Mechanical Properties

The relationship between microstructure and mechanical properties follows distinct patterns that are crucial for industrial applications.

a. Tensile Strength:

  • Increases proportionally with zinc content
  • Shows sharp elevation upon β phase formation
  • Peaks when α and β phases are present in equal proportions
  • Decreases rapidly with γ phase appearance

b. Elongation Characteristics:

  • Reaches maximum before α solution limit
  • Decreases significantly with increasing β content
  • Becomes minimal when γ phase is present

c. Impact Resistance:

The α phase demonstrates superior shock resistance, which progressively diminishes with β phase presence. The introduction of γ phase results in extreme brittleness.

d. Hardness Properties:

Material hardness significantly increases with β phase formation and further intensifies with γ phase presence.

Processing Characteristics

  • α phase alloys: Ideal for cold working, suitable for both hot and cold rolling
  • α+β alloys: Limited cold rolling capability, primarily suitable for hot rolling
  • β phase alloys: Compatible with forging, rolling, and hot extrusion
  • γ-containing alloys: Unsuitable for any mechanical processing

Industrial Brass Classifications and Properties

The brass of industrial significance is categorized according to their copper and zinc content, following the standardized UNS (Unified Numbering System) designation. The following compositions represent the most commercially significant brass alloys:

C 23000 (Red Brass - 85% Cu, 15% Zn)

This alloy is primarily utilized in ornamental pieces and affordable jewelry intended for gilding. In its as-cast condition, it exhibits a characteristic dendritic structure. When subjected to slow cooling or annealing, the material develops uniform polyhedral grains through diffusion. The process of diffusion is further enhanced through mechanical deformation of the grains by hot- or cold-work followed by annealing. These changes during rolling and annealing mirror those observed in 70:30 brass.

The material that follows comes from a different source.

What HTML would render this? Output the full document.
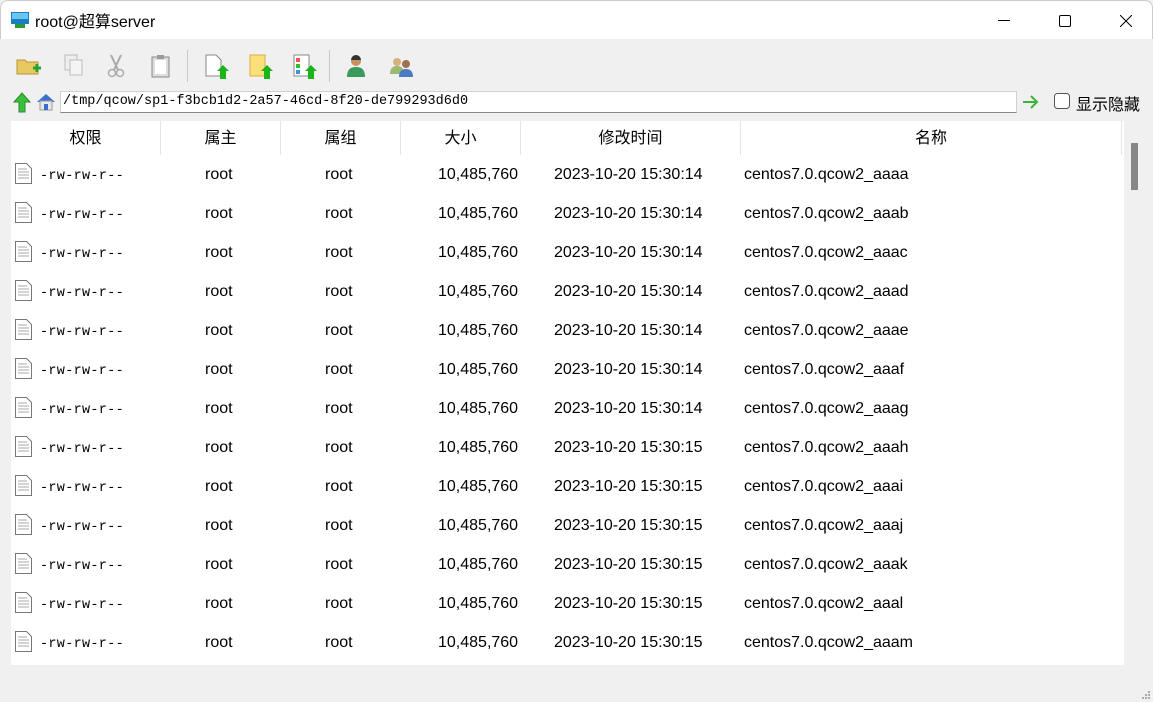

C 26000 (Cartridge Brass - 70% Cu, 30% Zn)

Widely employed in the production of tubes, sheets, and wires, this alloy displays a dendritic structure of the α solid solution when rapidly cooled. The β constituent emerges only when zinc content exceeds 32%, except when elements like aluminum or tin are present. After annealing, the alloy transforms into a homogeneous solid solution, making it particularly suitable for cold-working operations.

Manufacturing quality is paramount for this alloy. It requires the purest copper and zinc available, with minimal use of scrap material. The primary concerns are inclusions of dross (oxides or silicates) or charcoal, which can lead to failure during manufacturing or use. These inclusions typically become trapped during solidification, either through splashing or rapid solidification in small cross-section molds.

The casting process requires careful consideration of mold dimensions and pouring speeds to ensure proper solidification from bottom upwards. Cold-working breaks down the crystal grains through plastic deformation, while subsequent annealing promotes recrystallization and grain growth.

C 28000 (Muntz Metal - 60% Cu, 40% Zn)

This alloy begins solidification at approximately 905°C, forming β solution dendrites. During slow cooling, the homogeneous β constituent undergoes transformation at 770°C, where the α constituent separates and increases in proportion as temperature decreases. The final structure consists of an α and β mixture, whose proportions can be controlled through cooling rates.

When hot-rolled above 700°C, the alloy displays a uniform structure in both longitudinal and transverse directions. The finishing temperature directly influences the final grain size, with lower temperatures resulting in finer grains. Rolling below 600°C may impede recrystallization, leading to cold-work effects in the metal.

Brazing Solder (50% Cu, 50% Zn)

This composition represents the maximum practical zinc content for brass alloys. When cooled slowly through solidification, it forms a homogeneous β solution. However, zinc content exceeding 50% triggers the formation of the γ constituent, which increases with decreasing temperature. The presence of γ phase results in extreme hardness and brittleness, making precise composition control essential during manufacturing.

This alloy requires careful temperature control during processing, as the presence of impurities can affect the maximum zinc content that can be retained in the β solution at room temperature. The formation of γ phase must be avoided to maintain workable properties.